Kupegang surat itu dengan erat. Aku memegangnya dengan perasaan campur aduk. Ada sisi kelegaan, tapi sisi lain ada sisi kecewa, sedih yang mengaduk aduk perasaanku siang itu. Aku melangkah gontai, entah perasaan macam apa yang mengikutiku hingga ke pintu keluar. Ada yang memenuhi dada ini, begitu sesak. Sebelum melangkah keluar pagar, aku menatap lagi ke arah rumah itu. Kuperhatikan lagi logo-logonya, dan kenangan bersamanya pun menyeruak. Rumah yang sederhana.
Keputusan sudah kubuat. Jika sesuatu tidak bisa diperbaiki, pilihannya hanya ada dua, take it or leave it. Menerima itu sebagai bagian dari kewajiban yang harus dijalankan tanpa boleh protes, atau meninggalkan, mencari sesuatu yang lebih baik. Dan aku memilih option kedua. Aku sudah tidak peduli dengan omongan orang dibelakangku. Mereka yang suka mencari kesalahan orang lain, tanpa harus berkaca pada diri mereka sendiri. Aku begitu muak. Aku selalu dipersalahkan.

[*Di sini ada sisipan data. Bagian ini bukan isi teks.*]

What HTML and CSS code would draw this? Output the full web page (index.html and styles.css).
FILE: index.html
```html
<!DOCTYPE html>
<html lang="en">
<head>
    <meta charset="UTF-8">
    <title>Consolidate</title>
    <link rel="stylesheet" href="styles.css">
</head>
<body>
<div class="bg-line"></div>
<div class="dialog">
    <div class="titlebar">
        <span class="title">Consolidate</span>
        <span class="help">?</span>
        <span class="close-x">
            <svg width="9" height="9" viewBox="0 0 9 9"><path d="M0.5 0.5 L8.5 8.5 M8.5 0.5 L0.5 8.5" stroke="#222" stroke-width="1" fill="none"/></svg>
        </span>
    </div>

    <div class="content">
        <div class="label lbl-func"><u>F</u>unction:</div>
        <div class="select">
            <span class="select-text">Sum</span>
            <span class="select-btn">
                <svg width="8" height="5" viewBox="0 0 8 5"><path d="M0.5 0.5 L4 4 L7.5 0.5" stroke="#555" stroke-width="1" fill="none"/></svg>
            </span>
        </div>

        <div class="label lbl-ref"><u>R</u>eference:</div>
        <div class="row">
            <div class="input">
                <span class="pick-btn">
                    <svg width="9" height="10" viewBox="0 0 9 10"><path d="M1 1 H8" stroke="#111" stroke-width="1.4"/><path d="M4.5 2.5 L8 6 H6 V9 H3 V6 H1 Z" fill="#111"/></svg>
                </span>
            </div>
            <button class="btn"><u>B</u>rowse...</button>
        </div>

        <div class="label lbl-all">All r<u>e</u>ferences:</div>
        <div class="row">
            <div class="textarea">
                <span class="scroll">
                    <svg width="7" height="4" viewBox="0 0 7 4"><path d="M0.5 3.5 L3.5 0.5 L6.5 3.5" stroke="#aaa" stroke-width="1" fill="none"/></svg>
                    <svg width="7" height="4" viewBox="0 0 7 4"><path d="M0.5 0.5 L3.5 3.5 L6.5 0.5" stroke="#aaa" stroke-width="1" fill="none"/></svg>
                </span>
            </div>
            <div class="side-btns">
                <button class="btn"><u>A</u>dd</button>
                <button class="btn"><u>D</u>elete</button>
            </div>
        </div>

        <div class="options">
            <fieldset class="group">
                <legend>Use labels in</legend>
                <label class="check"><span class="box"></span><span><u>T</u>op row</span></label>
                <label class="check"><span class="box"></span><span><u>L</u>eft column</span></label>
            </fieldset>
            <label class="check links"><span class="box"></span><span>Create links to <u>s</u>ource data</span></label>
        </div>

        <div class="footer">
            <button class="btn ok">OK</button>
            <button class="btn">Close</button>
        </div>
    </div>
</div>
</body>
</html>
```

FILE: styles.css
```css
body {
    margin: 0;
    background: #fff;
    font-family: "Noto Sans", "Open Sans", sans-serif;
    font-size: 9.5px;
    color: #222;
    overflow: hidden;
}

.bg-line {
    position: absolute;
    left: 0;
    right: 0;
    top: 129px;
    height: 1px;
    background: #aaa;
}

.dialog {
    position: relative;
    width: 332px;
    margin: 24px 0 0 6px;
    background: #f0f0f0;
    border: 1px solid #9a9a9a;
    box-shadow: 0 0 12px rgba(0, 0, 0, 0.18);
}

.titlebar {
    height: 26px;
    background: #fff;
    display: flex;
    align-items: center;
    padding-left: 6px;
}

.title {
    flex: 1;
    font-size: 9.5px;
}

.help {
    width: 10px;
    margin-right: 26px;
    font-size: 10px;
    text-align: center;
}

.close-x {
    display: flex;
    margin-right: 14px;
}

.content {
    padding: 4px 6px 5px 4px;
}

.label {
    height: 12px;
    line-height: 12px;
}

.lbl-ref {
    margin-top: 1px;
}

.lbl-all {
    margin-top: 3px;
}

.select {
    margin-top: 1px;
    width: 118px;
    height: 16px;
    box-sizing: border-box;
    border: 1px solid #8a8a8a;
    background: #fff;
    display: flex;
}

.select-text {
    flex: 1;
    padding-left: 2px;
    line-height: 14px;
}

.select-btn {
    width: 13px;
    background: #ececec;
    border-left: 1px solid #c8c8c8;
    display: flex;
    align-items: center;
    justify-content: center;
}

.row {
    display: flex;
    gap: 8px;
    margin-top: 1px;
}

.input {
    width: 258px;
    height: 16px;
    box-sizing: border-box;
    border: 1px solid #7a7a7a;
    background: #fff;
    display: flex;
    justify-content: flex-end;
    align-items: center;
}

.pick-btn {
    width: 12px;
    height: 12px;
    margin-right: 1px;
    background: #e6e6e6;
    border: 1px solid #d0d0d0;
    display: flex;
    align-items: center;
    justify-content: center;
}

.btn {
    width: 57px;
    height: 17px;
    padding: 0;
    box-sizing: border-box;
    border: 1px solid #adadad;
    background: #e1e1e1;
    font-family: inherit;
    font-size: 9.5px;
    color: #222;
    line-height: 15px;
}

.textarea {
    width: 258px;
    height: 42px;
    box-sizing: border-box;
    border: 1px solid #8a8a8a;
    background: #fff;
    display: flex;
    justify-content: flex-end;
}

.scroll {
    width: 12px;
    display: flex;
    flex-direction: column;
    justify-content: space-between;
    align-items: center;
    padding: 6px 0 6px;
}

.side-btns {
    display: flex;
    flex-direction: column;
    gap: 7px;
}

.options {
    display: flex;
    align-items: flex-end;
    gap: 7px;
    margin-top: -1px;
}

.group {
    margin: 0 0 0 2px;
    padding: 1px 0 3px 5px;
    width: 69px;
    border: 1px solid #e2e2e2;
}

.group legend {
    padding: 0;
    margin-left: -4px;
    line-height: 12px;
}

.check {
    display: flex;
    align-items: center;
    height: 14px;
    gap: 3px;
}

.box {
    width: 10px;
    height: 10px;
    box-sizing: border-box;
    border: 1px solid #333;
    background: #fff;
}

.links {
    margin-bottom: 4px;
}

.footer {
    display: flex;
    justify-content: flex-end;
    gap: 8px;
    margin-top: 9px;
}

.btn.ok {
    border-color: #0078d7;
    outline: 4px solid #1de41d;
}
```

Tapi disisi lain, aku sedikit terhibur, karena aku memiliki teman-teman yang menyenangkan. Belum pernah aku begitu bergairah untuk berdiskusi, merencanakan sesuatu ke depannya. Hidup memang adil, disisi lain ada yang orang yang begitu menyebalkan, disisi lain ada teman yang begitu menyenangkan, di waktu yang sama!.
Aku berencana ke Mall siang terik itu, janji dengan seorang teman. Setelah makan di Solaria, dan bercerita panjang lebar, kamipun berpisah. Ketika keluar mall, ternyata diluar hujan deras. Lama aku termenung di luar, hanya sekedar memutuskan naik taksi, atau tetap menunggu hujan reda. Ada potongan-potongan peristiwa yang terlintas di kepalaku. Bayang-bayang kejadian lalu itu seperti lekat sekali, seperti baru terjadi satu dua hari. Aku tersenyum kecut. Ada pilu, ada marah yang tertahan. Tapi kali ini, aku berhasil menahannya.
Hari semakin sore, hujan belum juga reda. Akhirnya aku memutuskan untuk naik taksi. Aku telah meninggalkannya. Inilah akhir dari cerita itu. Dan akupun memulai hidup baru dengan lembaran baru.